Bisnis.com, JAKARTA - Harga batu bara mengalami pelemahan di tengah naiknya saham perusahaan batu bara India akibat permintaan baru bara yang meningkat. Di sisi lain, harga CPO menguat.
Berdasarkan data Bloomberg, batu bara ICE Newcastle kontrak Januari 2024 pada perdagangan Kamis (14/12/2023) melemah -0,52% atau -0,75 poin ke level US$144,40 per metrik ton. Adapun, kontrak untuk Desember 2023 ditutup melemah -0,51% atau -0,75 poin ke level US$145,50 per metrik ton.
Departemen Energi AS pada Kamis (14/12) menuturkan bahwa pabrik gas alam dan batu bara di Texas, California, dan North Dakota akan membagi hingga US$890 juta dana Amerika Serikat (AS) untuk proyek-proyek yang mendemonstrasikan kelayakan teknologi penangkapan karbon.
Adapun, penangkapan dan penyimpanan karbon (Carbon capture and storage/CCS) adalah teknologi yang sedang berkembang dan dinilai penting untuk membantu memerangi perubahan iklim.
Pabrik CCS bertujuan untuk menarik emisi karbon dioksida dari pabrik bahan bakar fosil sebelum mereka mencapai atmosfer untuk disimpan di bawah tanah.
Kemudian, permintaan yang meningkat untuk batu bara India mendorong saham penambang Coal India dan pembangkit listrik NTPC mengungguli pasar yang lebih luas dan perusahaan sejenis di dunia.
Baca Juga
NTPC, yang kebanyakan menghasilkan listrik dari batu bara, telah melonjak 78%, jauh di depan kenaikan 17% di Indeks Nifty yang lebih luas.
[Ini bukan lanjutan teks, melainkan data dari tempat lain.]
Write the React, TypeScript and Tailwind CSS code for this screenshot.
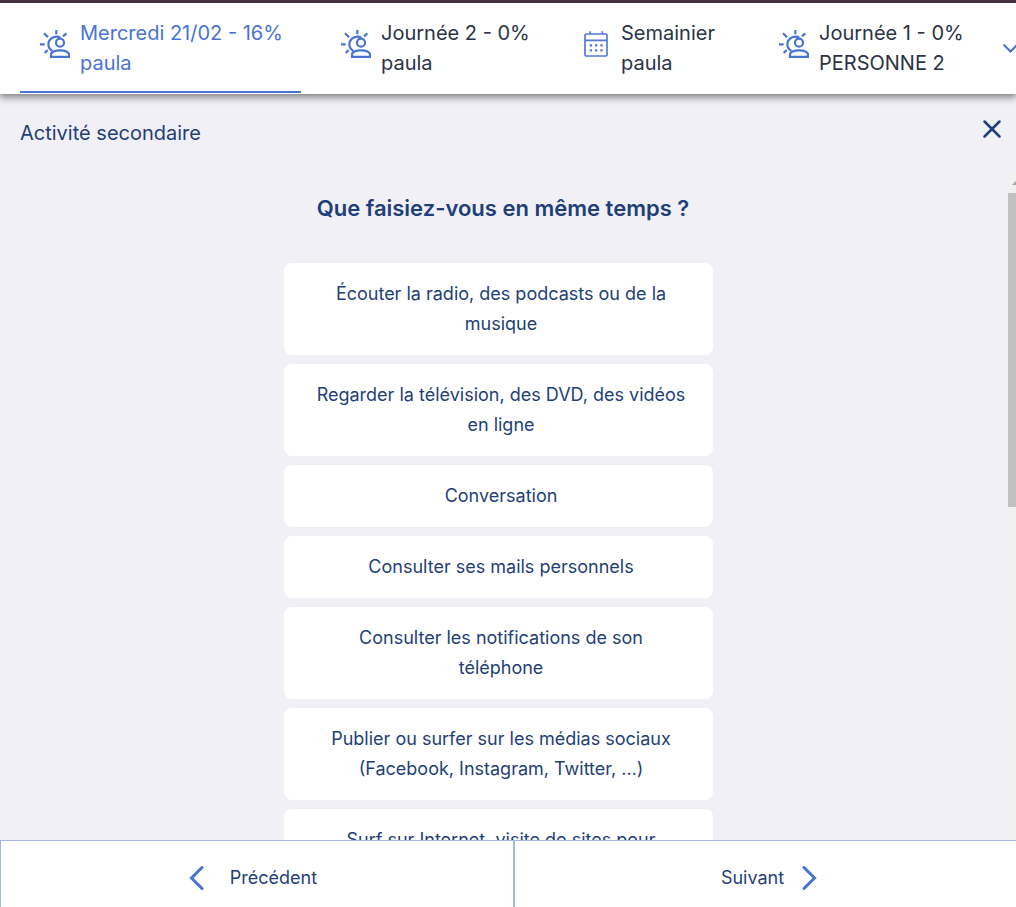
import React from "react";

function DayIcon() {
  return (
    <svg viewBox="120 90 90 84" className="h-7 w-[30px] shrink-0" fill="none" stroke="#4973d2" strokeWidth="6.5" aria-hidden="true">
      <path d="M120 133h14M169 90v13M132 100l12 12M199 100l-10 9M134 159l9-9" />
      <path d="M157 153c-8-5-12-12-12-20 0-13 11-23 24-23 5 0 9 1 12 3" />
      <circle cx="180" cy="128" r="12" />
      <path d="M153 170.500v-7.500c0-7 12-12 27-12s27 5 27 12v7.500z" />
    </svg>
  );
}

function CalendarIcon() {
  return (
    <svg viewBox="0 0 90 84" className="h-7 w-[30px] shrink-0" fill="none" stroke="#5379d5" strokeWidth="5" aria-hidden="true">
      <rect x="12" y="12" width="66" height="66" rx="3" />
      <path d="M12 31h66M27 4v8M64 4v8" />
      <path d="M26 46h7m9 0h7m9 0h7M26 61h7m9 0h7m9 0h7" strokeWidth="7" />
    </svg>
  );
}

const tabs = [
  { title: "Mercredi 21/02 - 16%", person: "paula", kind: "day", width: "w-[281px]" },
  { title: "Journée 2 - 0%", person: "paula", kind: "day", width: "w-[220px]" },
  { title: "Semainier", person: "paula", kind: "week", width: "w-[178px]" },
  { title: "Journée 1 - 0%", person: "PERSONNE 2", kind: "day", width: "w-[218px]" },
];

const activities = [
  "Écouter la radio, des podcasts ou de la musique",
  "Regarder la télévision, des DVD, des vidéos en ligne",
  "Conversation",
  "Consulter ses mails personnels",
  "Consulter les notifications de son téléphone",
  "Publier ou surfer sur les médias sociaux (Facebook, Instagram, Twitter, …)",
  "Surf sur Internet, visite de sites pour",
];

export default function App() {
  return (
    <div className="flex h-screen flex-col overflow-hidden bg-[#f1f0f7] font-['Inter','Noto_Sans',sans-serif] text-[#1f3f78]">
      <header className="relative z-10 shrink-0 border-t-[3px] border-[#46323f] bg-white shadow-[0_2px_8px_1px_rgba(0,0,0,0.5)]">
        <nav className="flex h-[91px] gap-5 overflow-hidden pl-5" aria-label="Carnets">
          {tabs.map((tab, i) => (
            <button
              key={tab.title}
              type="button"
              className={`flex shrink-0 items-start border-b-2 px-5 pt-[15px] text-left text-xl leading-[30px] whitespace-nowrap ${tab.width} ${
                i === 0 ? "mb-px border-[#4973d2] text-[#4973d2]" : "border-transparent text-[#2b3346]"
              }`}
            >
              <span className="mt-3 mr-[10px]">{tab.kind === "day" ? <DayIcon /> : <CalendarIcon />}</span>
              <span>
                {tab.title}
                <br />
                {tab.person}
              </span>
            </button>
          ))}
          <button type="button" aria-label="Autres carnets" className="shrink-0 self-center">
            <svg viewBox="0 0 24 24" className="size-6" fill="none" stroke="#4973d2" strokeWidth="2" aria-hidden="true">
              <path d="M6.500 7.500l7 7 7-7" />
            </svg>
          </button>
        </nav>
      </header>

      <main className="flex min-h-0 flex-1 flex-col">
        <div className="flex h-[78px] shrink-0 items-start justify-between pt-[23px] pr-3 pl-5">
          <h1 className="text-xl leading-8">Activité secondaire</h1>
          <button type="button" aria-label="Fermer">
            <svg viewBox="0 0 24 24" className="size-6" fill="none" stroke="#1f3f78" strokeWidth="2.500" strokeLinecap="round" aria-hidden="true">
              <path d="M4.500 4.500l15 15M19.500 4.500l-15 15" />
            </svg>
          </button>
        </div>
        <div className="flex min-h-0 flex-1">
          <section className="flex min-w-0 flex-1 flex-col items-center overflow-hidden pt-5">
            <h2 className="mb-[39px] text-[22px] leading-8 font-semibold">Que faisiez-vous en même temps ?</h2>
            <div className="mr-[10px] flex w-[429px] flex-col gap-[9px]">
              {activities.map((label) => (
                <button key={label} type="button" className="rounded-lg bg-white py-4 pr-[26px] pl-8 text-center text-lg leading-[30px]">
                  {label}
                </button>
              ))}
            </div>
          </section>
          <div className="flex w-[10px] shrink-0 flex-col bg-[#f1f1f1]" aria-hidden="true">
            <div className="flex h-[21px] shrink-0 items-center justify-end">
              <svg viewBox="0 0 4 4" className="size-1" fill="#a3a3a3">
                <path d="M0 4L4 0V4z" />
              </svg>
            </div>
            <div className="ml-[2px] h-[47%] bg-[#c1c1c1]" />
          </div>
        </div>
      </main>

      <footer className="shrink-0 overflow-hidden bg-white">
        <div className="grid h-[67px] w-[calc(100%+11px)] grid-cols-2 border-t border-l border-[#a3b8e9] text-lg">
          <button type="button" className="flex items-center justify-center border-r border-[#a3b8e9] pt-2 pr-2">
            <svg viewBox="0 0 15 24" className="mr-[26px] h-6 w-[15px]" fill="none" stroke="#4973d2" strokeWidth="3" strokeLinecap="round" aria-hidden="true">
              <path d="M13 1.500L2.500 12 13 22.500" />
            </svg>
            Précédent
          </button>
          <button type="button" className="flex items-center justify-center border-l border-[#a3b8e9] pt-2 pr-1">
            Suivant
            <svg viewBox="0 0 15 24" className="ml-[18px] h-6 w-[15px]" fill="none" stroke="#4973d2" strokeWidth="3" strokeLinecap="round" aria-hidden="true">
              <path d="M2 1.500L12.500 12 2 22.500" />
            </svg>
          </button>
        </div>
      </footer>
    </div>
  );
}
Sementara itu, saham Coal India naik 55% untuk tahun terbaiknya pada 2023.
Sebagai negara dengan perekonomian terbesar yang paling bergantung pada batu bara, ketergantungan India pada bahan bakar untuk pembangkit listrik diperkirakan meningkat selama tiga tahun berturut-turut.
Kenaikan tersebut kemudian akan beriringan dengan melambatnya penggunaan energi terbarukan.
Harga CPO
Harga kontrak acuan crude palm oil (CPO) atau minyak kelapa sawit di bursa derivatif Malaysia pada Februari 2024 menguat 18 poin menjadi 3,646 ringgit per metrik ton.
Kemudian, untuk kontrak Desember 2023 juga tidak berubah, dengan harga 3,585 ringgit per metrik ton.
Mengutip Reuters, kontrak berjangka minyak sawit Malaysia turun lebih dari 1% dalam perdagangan awal hari Rabu karena perlambatan ekspor dan mengikuti pelemahan pada minyak kedelai saingannya.
Surveyor kargo menuturkan bahwa ekspor produk minyak sawit Malaysia untuk periode 1-10 Desember 2023 turun 4,1% hingga 7,4% dari periode 1-10 November 2023.
Kemudian, Malaysia Palm Oil Board (MPOB) menuturkan bahwa stok minyak sawit Malaysia pada akhir November turun untuk pertama kalinya dalam tujuh bulan karena produksi yang menurun, lebih dari ekspor.
Adapun, di Chicago Board of Trade (CBOT) minyak kelapa sawit diperdagangkan menguat 0,1% setelah turun 1,4% di sesi sebelumnya.
Kontrak berjangka kedelai Chicago juga mengalami pelemahan pada Rabu (13/12) dengan perkiraan akan turun hujan di beberapa wilayah penghasil biji minyak kering di Brasil. Hal ini mengurangi kekhawatiran atas kondisi cuaca kering yang dapat merugikan tanaman yang baru ditanam.
Analis teknikal Reuters Wang Tao mengatakan bahwa minyak kelapa sawit mungkin menembus level support di 3,682 ringgit per metrik ton, dan turun ke posisi terendah 7 Desember sebesar 3.641 ringgit.
Berdasarkan data Bloomberg, nilai mata uang ringgit Malaysia menguat 0,72% terhadap dolar pada penutupan Kamis (15/12).